> _Dataset rows_:
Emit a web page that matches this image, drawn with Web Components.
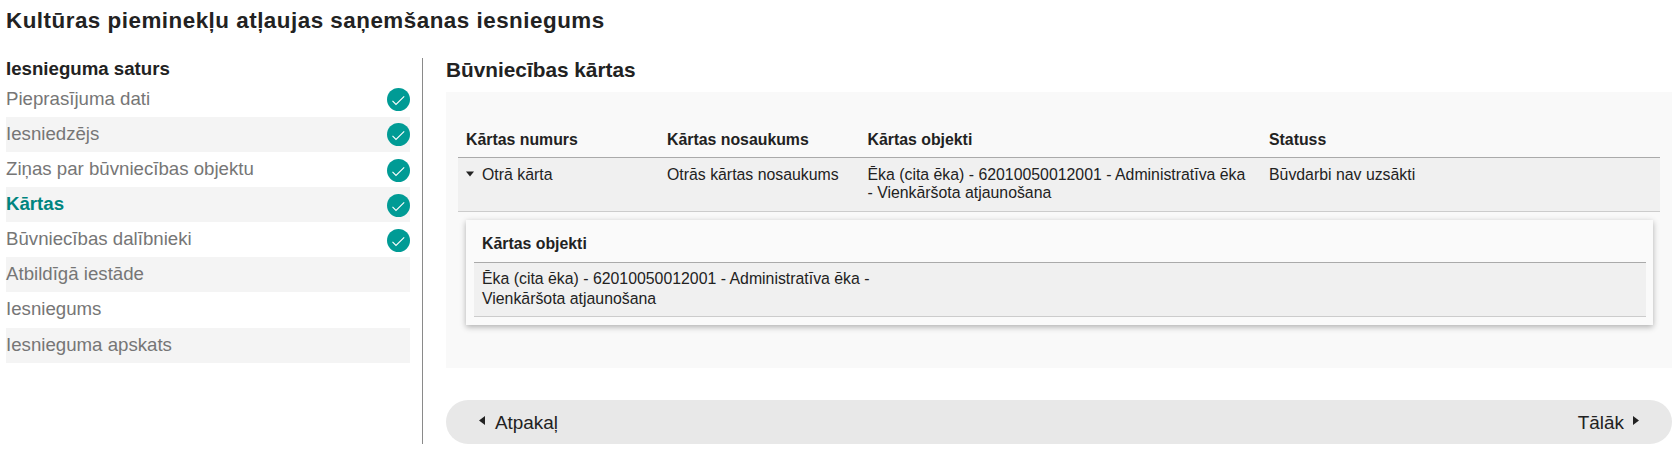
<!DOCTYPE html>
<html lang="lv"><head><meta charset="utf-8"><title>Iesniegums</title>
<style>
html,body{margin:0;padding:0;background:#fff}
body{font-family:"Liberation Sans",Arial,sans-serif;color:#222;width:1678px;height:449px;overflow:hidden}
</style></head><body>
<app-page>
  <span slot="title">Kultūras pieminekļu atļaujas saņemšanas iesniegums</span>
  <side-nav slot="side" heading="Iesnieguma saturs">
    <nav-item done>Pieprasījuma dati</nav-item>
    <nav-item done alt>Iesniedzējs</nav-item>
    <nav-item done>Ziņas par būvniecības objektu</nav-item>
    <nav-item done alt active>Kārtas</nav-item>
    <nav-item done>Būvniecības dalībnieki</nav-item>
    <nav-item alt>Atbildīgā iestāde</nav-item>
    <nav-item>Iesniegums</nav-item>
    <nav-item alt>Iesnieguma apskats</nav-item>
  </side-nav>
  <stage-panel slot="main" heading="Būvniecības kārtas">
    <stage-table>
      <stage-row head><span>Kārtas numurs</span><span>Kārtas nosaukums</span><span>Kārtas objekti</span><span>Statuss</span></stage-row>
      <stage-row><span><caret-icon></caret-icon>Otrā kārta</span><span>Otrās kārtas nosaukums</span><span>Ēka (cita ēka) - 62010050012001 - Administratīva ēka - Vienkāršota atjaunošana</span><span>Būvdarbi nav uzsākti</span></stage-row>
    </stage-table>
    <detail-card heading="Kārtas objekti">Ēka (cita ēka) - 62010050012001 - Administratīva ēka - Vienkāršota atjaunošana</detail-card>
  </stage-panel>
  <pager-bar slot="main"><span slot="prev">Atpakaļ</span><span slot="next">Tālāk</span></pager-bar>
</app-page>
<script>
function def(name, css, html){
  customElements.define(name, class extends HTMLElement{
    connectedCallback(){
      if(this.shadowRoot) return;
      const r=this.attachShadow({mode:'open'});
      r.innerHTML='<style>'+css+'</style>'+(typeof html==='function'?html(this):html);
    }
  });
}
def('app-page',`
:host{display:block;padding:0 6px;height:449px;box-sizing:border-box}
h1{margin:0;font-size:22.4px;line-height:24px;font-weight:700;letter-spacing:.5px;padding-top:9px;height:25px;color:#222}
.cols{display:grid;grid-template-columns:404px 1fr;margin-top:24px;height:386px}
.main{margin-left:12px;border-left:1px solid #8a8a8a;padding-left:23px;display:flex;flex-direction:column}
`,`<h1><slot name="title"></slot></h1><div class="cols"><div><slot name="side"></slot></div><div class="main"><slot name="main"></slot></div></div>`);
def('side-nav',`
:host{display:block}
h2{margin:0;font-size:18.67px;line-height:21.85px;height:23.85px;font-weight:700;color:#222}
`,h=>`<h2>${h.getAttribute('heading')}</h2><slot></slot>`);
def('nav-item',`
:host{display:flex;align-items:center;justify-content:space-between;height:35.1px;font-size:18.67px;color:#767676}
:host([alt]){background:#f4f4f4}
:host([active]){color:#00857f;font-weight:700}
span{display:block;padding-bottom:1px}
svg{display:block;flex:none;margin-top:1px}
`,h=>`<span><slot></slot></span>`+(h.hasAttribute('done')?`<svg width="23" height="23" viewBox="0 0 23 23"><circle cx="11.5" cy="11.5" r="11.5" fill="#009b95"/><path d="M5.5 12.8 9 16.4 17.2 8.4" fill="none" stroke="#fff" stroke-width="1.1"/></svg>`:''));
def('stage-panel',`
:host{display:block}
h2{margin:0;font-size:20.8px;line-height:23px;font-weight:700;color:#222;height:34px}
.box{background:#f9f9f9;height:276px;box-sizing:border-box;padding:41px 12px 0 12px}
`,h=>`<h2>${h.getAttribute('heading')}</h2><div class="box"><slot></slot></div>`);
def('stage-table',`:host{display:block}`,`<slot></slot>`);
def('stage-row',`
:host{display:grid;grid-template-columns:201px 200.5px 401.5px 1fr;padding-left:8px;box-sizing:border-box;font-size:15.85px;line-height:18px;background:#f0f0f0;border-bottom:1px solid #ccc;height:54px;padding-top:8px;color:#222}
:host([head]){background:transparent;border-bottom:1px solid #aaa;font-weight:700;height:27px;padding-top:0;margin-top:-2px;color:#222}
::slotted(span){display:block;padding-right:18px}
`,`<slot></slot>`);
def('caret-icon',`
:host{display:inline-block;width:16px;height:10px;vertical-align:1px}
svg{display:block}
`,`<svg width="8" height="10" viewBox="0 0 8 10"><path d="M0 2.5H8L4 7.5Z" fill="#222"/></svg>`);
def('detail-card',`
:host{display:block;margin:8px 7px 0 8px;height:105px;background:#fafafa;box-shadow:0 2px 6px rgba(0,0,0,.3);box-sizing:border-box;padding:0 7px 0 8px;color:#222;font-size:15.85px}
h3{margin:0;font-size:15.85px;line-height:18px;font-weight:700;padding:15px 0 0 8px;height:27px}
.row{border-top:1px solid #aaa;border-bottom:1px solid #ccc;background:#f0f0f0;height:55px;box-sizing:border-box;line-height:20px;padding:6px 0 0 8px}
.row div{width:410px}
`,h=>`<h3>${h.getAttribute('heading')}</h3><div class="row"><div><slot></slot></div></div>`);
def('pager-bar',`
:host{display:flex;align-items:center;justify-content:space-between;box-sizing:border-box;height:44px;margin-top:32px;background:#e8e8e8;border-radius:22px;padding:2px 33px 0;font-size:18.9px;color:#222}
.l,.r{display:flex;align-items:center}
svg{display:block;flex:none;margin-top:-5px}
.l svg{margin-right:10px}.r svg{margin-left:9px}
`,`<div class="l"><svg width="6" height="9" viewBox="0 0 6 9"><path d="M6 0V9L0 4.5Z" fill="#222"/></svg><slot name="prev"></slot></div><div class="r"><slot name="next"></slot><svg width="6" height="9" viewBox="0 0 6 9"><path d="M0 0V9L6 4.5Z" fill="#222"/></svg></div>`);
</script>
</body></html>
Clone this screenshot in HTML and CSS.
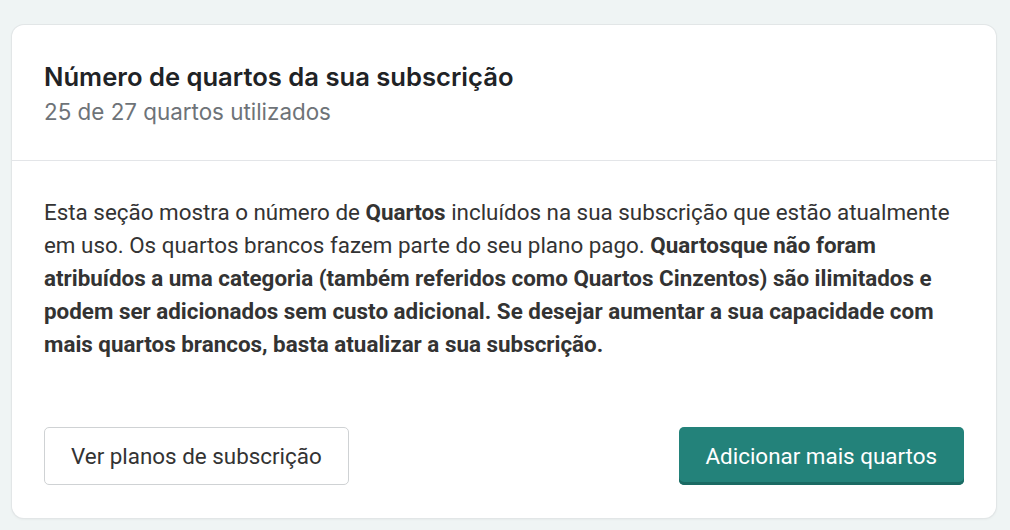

> _Aim_: Go through the listing above and write it out again exactly, dropping the pictures.

> _Problem solution_:
Emit a web page that matches this image, drawn with Web Components.
<!DOCTYPE html>
<html lang="lv"><head><meta charset="utf-8"><title>Iesniegums</title>
<style>
html,body{margin:0;padding:0;background:#fff}
body{font-family:"Liberation Sans",Arial,sans-serif;color:#222;width:1678px;height:449px;overflow:hidden}
</style></head><body>
<app-page>
  <span slot="title">Kultūras pieminekļu atļaujas saņemšanas iesniegums</span>
  <side-nav slot="side" heading="Iesnieguma saturs">
    <nav-item done>Pieprasījuma dati</nav-item>
    <nav-item done alt>Iesniedzējs</nav-item>
    <nav-item done>Ziņas par būvniecības objektu</nav-item>
    <nav-item done alt active>Kārtas</nav-item>
    <nav-item done>Būvniecības dalībnieki</nav-item>
    <nav-item alt>Atbildīgā iestāde</nav-item>
    <nav-item>Iesniegums</nav-item>
    <nav-item alt>Iesnieguma apskats</nav-item>
  </side-nav>
  <stage-panel slot="main" heading="Būvniecības kārtas">
    <stage-table>
      <stage-row head><span>Kārtas numurs</span><span>Kārtas nosaukums</span><span>Kārtas objekti</span><span>Statuss</span></stage-row>
      <stage-row><span><caret-icon></caret-icon>Otrā kārta</span><span>Otrās kārtas nosaukums</span><span>Ēka (cita ēka) - 62010050012001 - Administratīva ēka - Vienkāršota atjaunošana</span><span>Būvdarbi nav uzsākti</span></stage-row>
    </stage-table>
    <detail-card heading="Kārtas objekti">Ēka (cita ēka) - 62010050012001 - Administratīva ēka - Vienkāršota atjaunošana</detail-card>
  </stage-panel>
  <pager-bar slot="main"><span slot="prev">Atpakaļ</span><span slot="next">Tālāk</span></pager-bar>
</app-page>
<script>
function def(name, css, html){
  customElements.define(name, class extends HTMLElement{
    connectedCallback(){
      if(this.shadowRoot) return;
      const r=this.attachShadow({mode:'open'});
      r.innerHTML='<style>'+css+'</style>'+(typeof html==='function'?html(this):html);
    }
  });
}
def('app-page',`
:host{display:block;padding:0 6px;height:449px;box-sizing:border-box}
h1{margin:0;font-size:22.4px;line-height:24px;font-weight:700;letter-spacing:.5px;padding-top:9px;height:25px;color:#222}
.cols{display:grid;grid-template-columns:404px 1fr;margin-top:24px;height:386px}
.main{margin-left:12px;border-left:1px solid #8a8a8a;padding-left:23px;display:flex;flex-direction:column}
`,`<h1><slot name="title"></slot></h1><div class="cols"><div><slot name="side"></slot></div><div class="main"><slot name="main"></slot></div></div>`);
def('side-nav',`
:host{display:block}
h2{margin:0;font-size:18.67px;line-height:21.85px;height:23.85px;font-weight:700;color:#222}
`,h=>`<h2>${h.getAttribute('heading')}</h2><slot></slot>`);
def('nav-item',`
:host{display:flex;align-items:center;justify-content:space-between;height:35.1px;font-size:18.67px;color:#767676}
:host([alt]){background:#f4f4f4}
:host([active]){color:#00857f;font-weight:700}
span{display:block;padding-bottom:1px}
svg{display:block;flex:none;margin-top:1px}
`,h=>`<span><slot></slot></span>`+(h.hasAttribute('done')?`<svg width="23" height="23" viewBox="0 0 23 23"><circle cx="11.5" cy="11.5" r="11.5" fill="#009b95"/><path d="M5.5 12.8 9 16.4 17.2 8.4" fill="none" stroke="#fff" stroke-width="1.1"/></svg>`:''));
def('stage-panel',`
:host{display:block}
h2{margin:0;font-size:20.8px;line-height:23px;font-weight:700;color:#222;height:34px}
.box{background:#f9f9f9;height:276px;box-sizing:border-box;padding:41px 12px 0 12px}
`,h=>`<h2>${h.getAttribute('heading')}</h2><div class="box"><slot></slot></div>`);
def('stage-table',`:host{display:block}`,`<slot></slot>`);
def('stage-row',`
:host{display:grid;grid-template-columns:201px 200.5px 401.5px 1fr;padding-left:8px;box-sizing:border-box;font-size:15.85px;line-height:18px;background:#f0f0f0;border-bottom:1px solid #ccc;height:54px;padding-top:8px;color:#222}
:host([head]){background:transparent;border-bottom:1px solid #aaa;font-weight:700;height:27px;padding-top:0;margin-top:-2px;color:#222}
::slotted(span){display:block;padding-right:18px}
`,`<slot></slot>`);
def('caret-icon',`
:host{display:inline-block;width:16px;height:10px;vertical-align:1px}
svg{display:block}
`,`<svg width="8" height="10" viewBox="0 0 8 10"><path d="M0 2.5H8L4 7.5Z" fill="#222"/></svg>`);
def('detail-card',`
:host{display:block;margin:8px 7px 0 8px;height:105px;background:#fafafa;box-shadow:0 2px 6px rgba(0,0,0,.3);box-sizing:border-box;padding:0 7px 0 8px;color:#222;font-size:15.85px}
h3{margin:0;font-size:15.85px;line-height:18px;font-weight:700;padding:15px 0 0 8px;height:27px}
.row{border-top:1px solid #aaa;border-bottom:1px solid #ccc;background:#f0f0f0;height:55px;box-sizing:border-box;line-height:20px;padding:6px 0 0 8px}
.row div{width:410px}
`,h=>`<h3>${h.getAttribute('heading')}</h3><div class="row"><div><slot></slot></div></div>`);
def('pager-bar',`
:host{display:flex;align-items:center;justify-content:space-between;box-sizing:border-box;height:44px;margin-top:32px;background:#e8e8e8;border-radius:22px;padding:2px 33px 0;font-size:18.9px;color:#222}
.l,.r{display:flex;align-items:center}
svg{display:block;flex:none;margin-top:-5px}
.l svg{margin-right:10px}.r svg{margin-left:9px}
`,`<div class="l"><svg width="6" height="9" viewBox="0 0 6 9"><path d="M6 0V9L0 4.5Z" fill="#222"/></svg><slot name="prev"></slot></div><div class="r"><slot name="next"></slot><svg width="6" height="9" viewBox="0 0 6 9"><path d="M0 0V9L6 4.5Z" fill="#222"/></svg></div>`);
</script>
</body></html>
Clone this screenshot in HTML and CSS.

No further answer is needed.